Recorded data:
++++++

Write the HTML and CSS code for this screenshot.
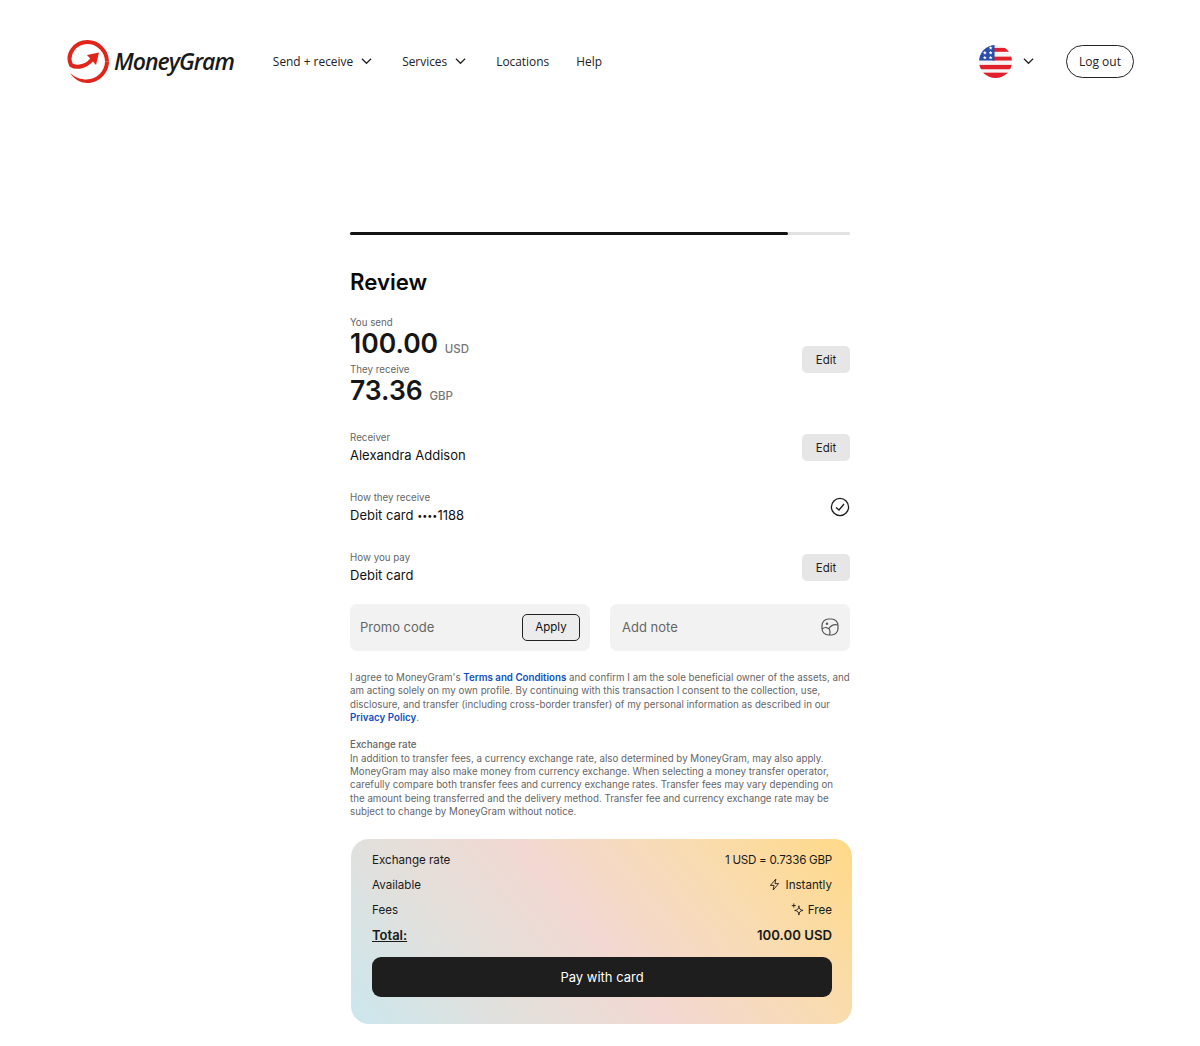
FILE: index.html
```html
<!DOCTYPE html>
<html lang="en">

<head>
    <meta charset="UTF-8">
    <meta name="viewport" content="width=device-width, initial-scale=1.0">
    <title>MoneyGram - Review</title>
    <link rel="stylesheet" href="styles.css">
</head>

<body>
    <!-- Header -->
    <header class="header">
        <a class="logo" href="#">
            <svg class="logo-mark" viewBox="0 0 43 43" width="43" height="43">
                <path class="logo-spiral" d="M27 18 C22 26 11 29 5 25 C0 14 9 2 21.5 2 C32 2 41 11 41 21.5"/>
                <path class="logo-fill" d="M43 21.5 C43 33 33 43 21.5 43 C14 43 7 38 4 33 C9 37.5 15 39.5 20.5 39.5 C31 39.5 39 31 39 21.5 Z"/>
                <polygon class="logo-fill" points="21,15 33,12.5 30,25"/>
            </svg>
            <span class="logo-text">MoneyGram</span>
        </a>
        <nav class="nav">
            <a class="nav-link" href="#">Send + receive
                <svg class="chevron" viewBox="0 0 12 8" width="11" height="8"><path d="M1 1.5 L6 6.5 L11 1.5"/></svg>
            </a>
            <a class="nav-link" href="#">Services
                <svg class="chevron" viewBox="0 0 12 8" width="11" height="8"><path d="M1 1.5 L6 6.5 L11 1.5"/></svg>
            </a>
            <a class="nav-link" href="#">Locations</a>
            <a class="nav-link nav-help" href="#">Help</a>
        </nav>
        <div class="header-right">
            <div class="lang">
                <svg class="flag" viewBox="0 0 34 34" width="33" height="33">
                    <defs>
                        <clipPath id="flagClip"><circle cx="17" cy="17" r="17"/></clipPath>
                        <path id="star" d="M0 -2 L0.6 -0.7 L2 -0.6 L0.9 0.3 L1.2 1.7 L0 1 L-1.2 1.7 L-0.9 0.3 L-2 -0.6 L-0.6 -0.7 Z"/>
                    </defs>
                    <g clip-path="url(#flagClip)">
                        <rect width="34" height="34" fill="#f4f4f4"/>
                        <rect x="14" y="3" width="20" height="4" fill="#e2202c"/>
                        <rect x="14" y="12" width="20" height="4" fill="#e2202c"/>
                        <rect y="20.5" width="34" height="4.5" fill="#e2202c"/>
                        <rect y="28.5" width="34" height="5.5" fill="#e2202c"/>
                        <rect width="16" height="16" fill="#2a4fa8"/>
                        <g fill="#fff">
                            <use href="#star" x="6" y="13"/><use href="#star" x="12" y="13"/>
                            <use href="#star" x="6" y="8"/><use href="#star" x="12" y="8"/>
                            <use href="#star" x="12" y="3"/>
                        </g>
                    </g>
                </svg>
                <svg class="chevron" viewBox="0 0 12 8" width="11" height="8"><path d="M1 1.5 L6 6.5 L11 1.5"/></svg>
            </div>
            <button class="logout">Log out</button>
        </div>
    </header>

    <main class="review">
        <div class="progress"><div class="progress-fill"></div></div>

        <h1>Review</h1>

        <!-- Amounts -->
        <section class="row row-amounts">
            <div>
                <p class="label">You send</p>
                <p class="amount">100.00 <span class="currency">USD</span></p>
                <p class="label label-second">They receive</p>
                <p class="amount">73.36 <span class="currency">GBP</span></p>
            </div>
            <button class="edit edit-amounts">Edit</button>
        </section>

        <section class="row row-receiver">
            <div>
                <p class="label">Receiver</p>
                <p class="value">Alexandra Addison</p>
            </div>
            <button class="edit">Edit</button>
        </section>

        <section class="row row-method">
            <div>
                <p class="label">How they receive</p>
                <p class="value">Debit card <span class="dots">••••</span>1188</p>
            </div>
            <svg class="check" viewBox="0 0 20 20" width="20" height="20">
                <circle cx="10" cy="10" r="8.6"/>
                <path d="M6 10.4 L9 13 L14 7"/>
            </svg>
        </section>

        <section class="row row-method">
            <div>
                <p class="label">How you pay</p>
                <p class="value">Debit card</p>
            </div>
            <button class="edit">Edit</button>
        </section>

        <!-- Promo and note -->
        <div class="fields">
            <div class="field field-promo">
                <span>Promo code</span>
                <button class="apply">Apply</button>
            </div>
            <div class="field field-note">
                <span>Add note</span>
                <svg class="note-icon" viewBox="0 0 18 18" width="18" height="18">
                    <rect x="1" y="1" width="16" height="16" rx="6.5"/>
                    <path d="M1.2 11 C4 8.5 7 9.5 8.5 11.5 C9.3 13 9 15.5 8.5 17 M8 10.5 C10 7.5 13 6 16.8 7"/>
                    <circle cx="6" cy="5.8" r="1.2" class="note-dot"/>
                </svg>
            </div>
        </div>

        <!-- Legal text -->
        <div class="legal">
            <p>I agree to MoneyGram's <a href="#">Terms and Conditions</a> and confirm I am the sole beneficial owner of the assets, and am acting solely on my own profile. By continuing with this transaction I consent to the collection, use, disclosure, and transfer (including cross-border transfer) of my personal information as described in our <a href="#">Privacy Policy</a>.</p>
            <p class="legal-title">Exchange rate</p>
            <p>In addition to transfer fees, a currency exchange rate, also determined by MoneyGram, may also apply. MoneyGram may also make money from currency exchange. When selecting a money transfer operator, carefully compare both transfer fees and currency exchange rates. Transfer fees may vary depending on the amount being transferred and the delivery method. Transfer fee and currency exchange rate may be subject to change by MoneyGram without notice.</p>
        </div>

        <!-- Summary -->
        <div class="summary">
            <div class="summary-row"><span>Exchange rate</span><span class="rate">1 USD = 0.7336 GBP</span></div>
            <div class="summary-row">
                <span>Available</span>
                <span class="with-icon">
                    <svg class="small-icon bolt" viewBox="0 0 12 14" width="11" height="13"><path d="M7.5 1 L1.5 8 H5.5 L4.5 13 L10.5 6 H6.5 Z"/></svg>
                    Instantly
                </span>
            </div>
            <div class="summary-row">
                <span>Fees</span>
                <span class="with-icon">
                    <svg class="small-icon" viewBox="0 0 14 14" width="13" height="13">
                        <path d="M8.5 3 C8.8 6.5 9.7 7.4 13 8 C9.7 8.6 8.8 9.5 8.5 13 C8.2 9.5 7.3 8.6 4 8 C7.3 7.4 8.2 6.5 8.5 3 Z"/>
                        <path d="M3 0.5 V5 M0.8 2.8 H5.2"/>
                    </svg>
                    Free
                </span>
            </div>
            <div class="summary-row summary-total"><span class="total-label">Total:</span><span class="total-value">100.00 USD</span></div>
            <button class="pay">Pay with card</button>
        </div>
    </main>
</body>

</html>
```

FILE: styles.css
```css
* {
    margin: 0;
    padding: 0;
    box-sizing: border-box;
}

body {
    background: #fff;
    color: #111;
    font-family: 'Inter', sans-serif;
}

button {
    font-family: inherit;
    cursor: pointer;
}

a {
    text-decoration: none;
    color: inherit;
}

.header {
    display: flex;
    align-items: center;
    height: 122px;
    padding: 0 66px;
}

.logo {
    display: flex;
    align-items: center;
    gap: 5px;
    margin-right: 39px;
}

.logo-spiral {
    fill: none;
    stroke: #e0251b;
    stroke-width: 4;
}

.logo-fill {
    fill: #e0251b;
}

.logo-text {
    font-family: 'Open Sans', sans-serif;
    font-style: italic;
    font-weight: 600;
    font-size: 23px;
    letter-spacing: -1px;
    color: #1a1a1a;
}

.nav {
    display: flex;
    align-items: center;
    gap: 30px;
    font-family: 'Open Sans', sans-serif;
    font-size: 11.9px;
    color: #222;
}

.nav-link {
    display: flex;
    align-items: center;
    gap: 8px;
}

.nav-help {
    margin-left: -3px;
}

.chevron {
    fill: none;
    stroke: #222;
    stroke-width: 1.3;
}

.header-right {
    display: flex;
    align-items: center;
    gap: 32px;
    margin-left: auto;
}

.lang {
    display: flex;
    align-items: center;
    gap: 11px;
}

.logout {
    width: 68px;
    height: 33px;
    background: #fff;
    border: 1px solid #222;
    border-radius: 17px;
    font-family: 'Open Sans', sans-serif;
    font-size: 12px;
    color: #222;
}

.review {
    width: 500px;
    margin: 110px auto 22px;
}

.progress {
    height: 3px;
    background: #e2e2e2;
    border-radius: 2px;
}

.progress-fill {
    width: 438px;
    height: 3px;
    background: #141414;
    border-radius: 2px;
}

h1 {
    margin-top: 33px;
    font-size: 22.2px;
    line-height: 28px;
    font-weight: 600;
    color: #0a0a0a;
}

.row {
    display: flex;
    justify-content: space-between;
    align-items: flex-start;
}

.row-amounts {
    align-items: center;
    margin-top: 20px;
}

.row-receiver {
    margin-top: 27px;
}

.row-method {
    margin-top: 27px;
}

.label {
    font-size: 9.75px;
    line-height: 14px;
    color: #666;
}

.label-second {
    margin-top: 6px;
}

.amount {
    font-size: 26.5px;
    line-height: 27px;
    font-weight: 600;
    color: #161616;
}

.currency {
    font-size: 11.5px;
    line-height: 1;
    font-weight: 500;
    color: #777;
}

.value {
    margin-top: 1px;
    font-size: 13px;
    line-height: 18px;
    color: #111;
}

.dots {
    font-size: 9px;
    line-height: 1;
    vertical-align: 1px;
}

.edit {
    width: 48px;
    height: 27px;
    margin-top: 3px;
    background: #e6e6e6;
    border: none;
    border-radius: 5px;
    font-size: 11.5px;
    color: #222;
}

.edit-amounts {
    margin-top: 0;
    margin-bottom: 1px;
}

.check {
    margin-top: 6px;
    fill: none;
    stroke: #1a1a1a;
    stroke-width: 1.3;
}

.fields {
    display: grid;
    grid-template-columns: 1fr 1fr;
    gap: 20px;
    margin-top: 20px;
}

.field {
    display: flex;
    align-items: center;
    justify-content: space-between;
    height: 47px;
    background: #f2f2f2;
    border-radius: 7px;
    font-size: 13px;
    color: #666;
}

.field-promo {
    padding: 0 10px 1px;
}

.field-note {
    padding: 0 11px 1px 12px;
}

.apply {
    width: 58px;
    height: 27px;
    background: #ececec;
    border: 1px solid #222;
    border-radius: 5px;
    font-size: 11.5px;
    color: #111;
}

.note-icon {
    fill: none;
    stroke: #555;
    stroke-width: 1.2;
}

.note-dot {
    fill: #555;
    stroke: none;
}

.legal {
    margin-top: 20px;
    font-size: 9.75px;
    line-height: 13.35px;
    color: #666;
}

.legal a {
    color: #0f4fbd;
    font-weight: 600;
}

.legal-title {
    margin-top: 14px;
    font-weight: 500;
}

.summary {
    width: 501px;
    margin: 21px 0 0 1px;
    padding: 8px 20px 27px 21px;
    border-radius: 18px;
    background: linear-gradient(50deg, #cbe7ee 0%, #e2e0dc 25%, #f3d8d1 50%, #f9dcb0 75%, #ffd987 100%);
    font-size: 11.6px;
    color: #1a1a1a;
}

.summary-row {
    display: flex;
    justify-content: space-between;
    align-items: center;
    height: 25px;
}

.rate {
    letter-spacing: -0.25px;
}

.with-icon {
    display: flex;
    align-items: center;
    gap: 4px;
}

.small-icon {
    fill: none;
    stroke: #222;
    stroke-width: 1;
}

.bolt {
    margin-right: 2px;
}

.summary-total {
    font-size: 13px;
    font-weight: 600;
}

.total-value {
    font-size: 13.2px;
}

.total-label {
    text-decoration: underline;
}

.pay {
    display: block;
    width: 100%;
    height: 40px;
    margin-top: 10px;
    background: #1e1e1e;
    border: none;
    border-radius: 9px;
    color: #fff;
    font-size: 13px;
}
```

++++++

Description of the task: Search the lines for the string "code" and copy every line that has it.

Answer to this exercise:
Write the HTML and CSS code for this screenshot.
                <span>Promo code</span>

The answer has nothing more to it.